Three traffic lights against blue sky background
Traffic lights are for cars. But what if they could see waiting pedestrians and even prioritise them, without having to tap a “beg button” and hope it actually does something?
That’s one of many benefits promised by a project at Aston University, which pairs a low-cost 360-degree camera with AI analysis in order to better manage traffic — and the researchers have been running it on a live intersection in Coventry, UK.
“The AI makes a decision about each of the allowable combinations,” Dr Maria Chli of the Aston Centre of Artificial Intelligence Research and Application, explained on the sidelines of the Turing Institute’s AI UK conference this week.
AI traffic lights
Chli’s system uses deep reinforcement learning, so each decision is assessed against pre-decided metrics such as wait times. The team has developed an equation that decides if the AI gets a “reward” or “punishment” based on those metrics, helping to train it.
“Usually the first 100 decisions are rubbish,” she says.

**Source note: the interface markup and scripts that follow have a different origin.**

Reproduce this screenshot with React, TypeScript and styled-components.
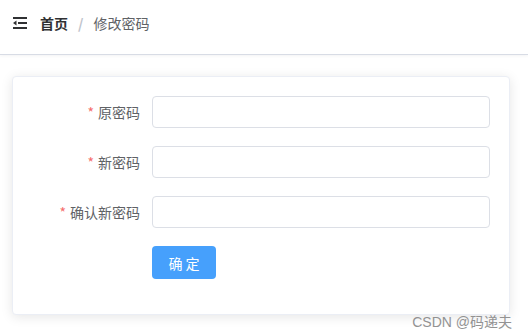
import React from "react";
import styled, { createGlobalStyle } from "styled-components";

const GlobalStyle = createGlobalStyle`
  body {
    margin: 0;
    background: #fff;
    font-family: "Noto Sans CJK SC", "Liberation Sans", sans-serif;
    font-size: 14px;
  }
`;

type Field = { label: string };

const fields: Field[] = [
  { label: "原密码" },
  { label: "新密码" },
  { label: "确认新密码" },
];

const FoldIcon = () => (
  <svg width="14" height="12" viewBox="0 0 14 12">
    <rect x="0" y="0" width="14" height="2" fill="#303133" />
    <rect x="5" y="5" width="9" height="2" fill="#303133" />
    <path d="M0 6 L3.5 3.5 L3.5 8.5 Z" fill="#303133" />
    <rect x="0" y="10" width="14" height="2" fill="#303133" />
  </svg>
);

const App: React.FC = () => {
  return (
    <Page>
      <GlobalStyle />
      <Header>
        <FoldIcon />
        <Crumbs>
          <CrumbHome>首页</CrumbHome>
          <Sep>/</Sep>
          <CrumbCurrent>修改密码</CrumbCurrent>
        </Crumbs>
      </Header>
      <Main>
        <Card>
          {fields.map((f) => (
            <FormItem key={f.label}>
              <Label>
                <Star>*</Star>
                {f.label}
              </Label>
              <Input type="password" />
            </FormItem>
          ))}
          <FormItem last>
            <Label />
            <SubmitButton>确 定</SubmitButton>
          </FormItem>
        </Card>
      </Main>
      <Watermark>CSDN @码递夫</Watermark>
    </Page>
  );
};

export default App;

const Page = styled.div`
  position: relative;
  width: 528px;
  height: 335px;
  overflow: hidden;
  background: #fff;
`;

const Header = styled.div`
  height: 55px;
  border-bottom: 1px solid #d8dce5;
  display: flex;
  align-items: center;
  padding-left: 13px;
  gap: 13px;
  box-sizing: border-box;
  padding-bottom: 8px;
  box-shadow: 0 1px 3px rgba(0, 21, 41, 0.05);
`;

const Crumbs = styled.div`
  display: flex;
  align-items: center;
  font-size: 14px;
  line-height: 20px;
`;

const CrumbHome = styled.span`
  color: #303133;
  font-weight: 700;
`;

const Sep = styled.span`
  color: #c0c4cc;
  margin: 0 10px 0 10px;
  font-weight: 700;
`;

const CrumbCurrent = styled.span`
  color: #606266;
`;

const Main = styled.div`
  padding: 21px 18px 0 12px;
`;

const Card = styled.div`
  background: #fff;
  border: 1px solid #ebeef5;
  border-radius: 4px;
  box-shadow: 0 2px 12px 0 rgba(0, 0, 0, 0.1);
  padding: 19px 19px 35px 19px;
`;

const FormItem = styled.div<{ last?: boolean }>`
  display: flex;
  align-items: center;
  margin-bottom: ${(p) => (p.last ? "0" : "18px")};
`;

const Label = styled.label`
  width: 120px;
  flex-shrink: 0;
  text-align: right;
  padding-right: 12px;
  box-sizing: border-box;
  color: #606266;
  font-size: 14px;
  line-height: 32px;
`;

const Star = styled.span`
  color: #f56c6c;
  margin-right: 4px;
`;

const Input = styled.input`
  flex: 1;
  height: 32px;
  box-sizing: border-box;
  border: 1px solid #dcdfe6;
  border-radius: 4px;
  padding: 0 15px;
  outline: none;
  background: #fff;
`;

const SubmitButton = styled.button`
  width: 64px;
  height: 33px;
  border: none;
  border-radius: 4px;
  background: #46a0fc;
  color: #fff;
  font-family: "Noto Sans CJK SC", sans-serif;
  font-size: 14px;
  padding: 0;
  cursor: pointer;
`;

const Watermark = styled.div`
  position: absolute;
  right: 16px;
  bottom: 4px;
  color: #888;
  font-size: 14px;
  font-family: "Liberation Sans", "Noto Sans CJK SC", sans-serif;
  opacity: 0.9;
`;
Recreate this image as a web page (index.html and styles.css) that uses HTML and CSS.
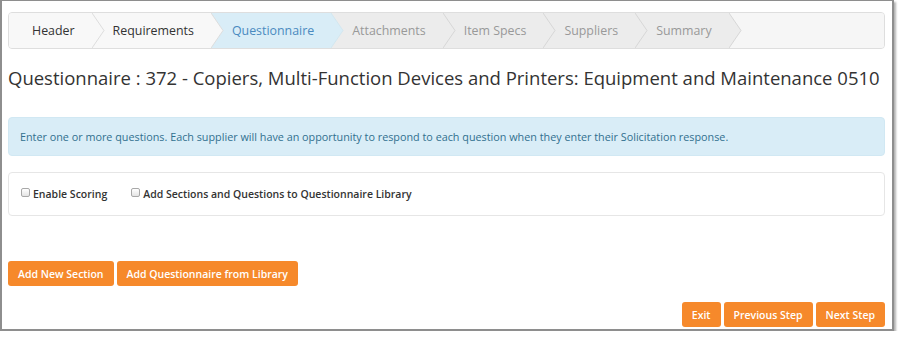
FILE: index.html
```html
<!DOCTYPE html>
<html lang="en">
<head>
    <meta charset="UTF-8">
    <meta name="viewport" content="width=device-width, initial-scale=1.0">
    <title>Questionnaire</title>
    <link rel="stylesheet" href="styles.css">
</head>
<body>
    <div class="window">
        <div class="wizard">
            <div class="step done first">Header</div>
            <svg class="sep" viewBox="0 0 13 37" preserveAspectRatio="none"><rect width="13" height="37" fill="#f8f8f8"/><polygon points="0,0 12,18.5 0,37" fill="#f8f8f8"/><polyline points="0,0 12,18.5 0,37" fill="none" stroke="#dcdcdc"/></svg>
            <div class="step done">Requirements</div>
            <svg class="sep" viewBox="0 0 13 37" preserveAspectRatio="none"><rect width="13" height="37" fill="#d9edf7"/><polygon points="0,0 12,18.5 0,37" fill="#f8f8f8"/><polyline points="0,0 12,18.5 0,37" fill="none" stroke="#dcdcdc"/></svg>
            <div class="step active">Questionnaire</div>
            <svg class="sep" viewBox="0 0 13 37" preserveAspectRatio="none"><rect width="13" height="37" fill="#ececec"/><polygon points="0,0 12,18.5 0,37" fill="#d9edf7"/><polyline points="0,0 12,18.5 0,37" fill="none" stroke="#d3e6ef"/></svg>
            <div class="step todo">Attachments</div>
            <svg class="sep" viewBox="0 0 13 37" preserveAspectRatio="none"><rect width="13" height="37" fill="#ececec"/><polygon points="0,0 12,18.5 0,37" fill="#ececec"/><polyline points="0,0 12,18.5 0,37" fill="none" stroke="#d6d6d6"/></svg>
            <div class="step todo">Item Specs</div>
            <svg class="sep" viewBox="0 0 13 37" preserveAspectRatio="none"><rect width="13" height="37" fill="#ececec"/><polygon points="0,0 12,18.5 0,37" fill="#ececec"/><polyline points="0,0 12,18.5 0,37" fill="none" stroke="#d6d6d6"/></svg>
            <div class="step todo">Suppliers</div>
            <svg class="sep" viewBox="0 0 13 37" preserveAspectRatio="none"><rect width="13" height="37" fill="#ececec"/><polygon points="0,0 12,18.5 0,37" fill="#ececec"/><polyline points="0,0 12,18.5 0,37" fill="none" stroke="#d6d6d6"/></svg>
            <div class="step todo">Summary</div>
            <svg class="sep" viewBox="0 0 13 37" preserveAspectRatio="none"><rect width="13" height="37" fill="#f6f6f6"/><polygon points="0,0 12,18.5 0,37" fill="#ececec"/><polyline points="0,0 12,18.5 0,37" fill="none" stroke="#d6d6d6"/></svg>
            <div class="step rest"></div>
        </div>

        <h1 class="page-title">Questionnaire : 372 - Copiers, Multi-Function Devices and Printers: Equipment and Maintenance 0510</h1>

        <div class="alert-info">Enter one or more questions. Each supplier will have an opportunity to respond to each question when they enter their Solicitation response.</div>

        <div class="panel">
            <label class="check"><input type="checkbox"> Enable Scoring</label>
            <label class="check"><input type="checkbox"> Add Sections and Questions to Questionnaire Library</label>
        </div>

        <div class="actions">
            <a href="#" class="btn">Add New Section</a>
            <a href="#" class="btn">Add Questionnaire from Library</a>
        </div>

        <div class="actions nav">
            <a href="#" class="btn">Exit</a>
            <a href="#" class="btn">Previous Step</a>
            <a href="#" class="btn">Next Step</a>
        </div>
    </div>
</body>
</html>
```

FILE: styles.css
```css
body {
    margin: 0;
    padding: 0;
    font-family: "Open Sans", Arial, sans-serif;
    background: white;
}
.window {
    box-sizing: border-box;
    width: 894px;
    height: 331px;
    border-style: solid;
    border-color: #8e8e8e;
    border-width: 1px 2px 2px 2px;
    box-shadow: 2px 2px 2px rgba(0, 0, 0, 0.3);
    padding: 11px 7px 0 6px;
    background: white;
    color: #333;
}
.wizard {
    display: flex;
    height: 37px;
    border: 1px solid #dedede;
    border-radius: 4px;
    overflow: hidden;
    background: #f6f6f6;
    box-sizing: border-box;
}
.step {
    display: flex;
    align-items: center;
    font-size: 12.4px;
    padding: 0 17px 0 8px;
    white-space: nowrap;
}
.step.first {
    padding-left: 23px;
}
.sep {
    flex: none;
    width: 13px;
    height: 35px;
    display: block;
}
.done {
    background: #f8f8f8;
    color: #333;
}
.active {
    background: #d9edf7;
    color: #4a8ac0;
}
.todo {
    background: #ececec;
    color: #999;
}
.rest {
    flex: 1;
    background: #f6f6f6;
}
.page-title {
    font-size: 18.5px;
    font-weight: normal;
    line-height: 22px;
    margin: 18px 0 28px;
    color: #333;
    white-space: nowrap;
}
.alert-info {
    background: #d9edf7;
    border: 1px solid #d1e8f3;
    border-radius: 4px;
    color: #31708f;
    font-size: 10.8px;
    line-height: 15px;
    padding: 11px 11px;
}
.panel {
    margin-top: 16px;
    height: 44px;
    box-sizing: border-box;
    border: 1px solid #e6e6e6;
    border-radius: 4px;
    display: flex;
    align-items: center;
    gap: 24px;
    padding: 0 12px;
}
.check {
    display: flex;
    align-items: center;
    gap: 3px;
    font-size: 10.5px;
    font-weight: 600;
    color: #333;
}
.check input {
    appearance: none;
    margin: 0 0 3px;
    width: 9px;
    height: 9px;
    border: 1px solid #a8a8a8;
    border-radius: 2px;
    background: linear-gradient(#fff, #e4e4e4);
}
.actions {
    display: flex;
    gap: 3px;
    margin-top: 45px;
}
.actions.nav {
    justify-content: flex-end;
    margin-top: 16px;
    gap: 3px;
}
.btn {
    display: inline-flex;
    align-items: center;
    height: 25px;
    padding: 0 10px;
    background: #f6892b;
    border-radius: 3px;
    color: white;
    text-decoration: none;
    font-size: 10.5px;
    font-weight: 600;
}
```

But once trained using simulations, it quickly learns how to manage traffic and is ready to go on live roads within days.
“When I train an AI in simulation, which is how I start, it takes about three days for a particular junction,” she explains. “Transferring previous knowledge, it’s actually pretty good.”
That said, it can be best to let such systems learn on the job, she said, as there’s a risk to overlearning — get too specific, and it does less well on situations it hasn’t seen before.
Smarter traffic lights – and cheaper too
Using a camera and a controller worth a few hundred pounds has a few benefits over existing systems, notably the magnetic induction loops that rely on a metal cable embedded in the road.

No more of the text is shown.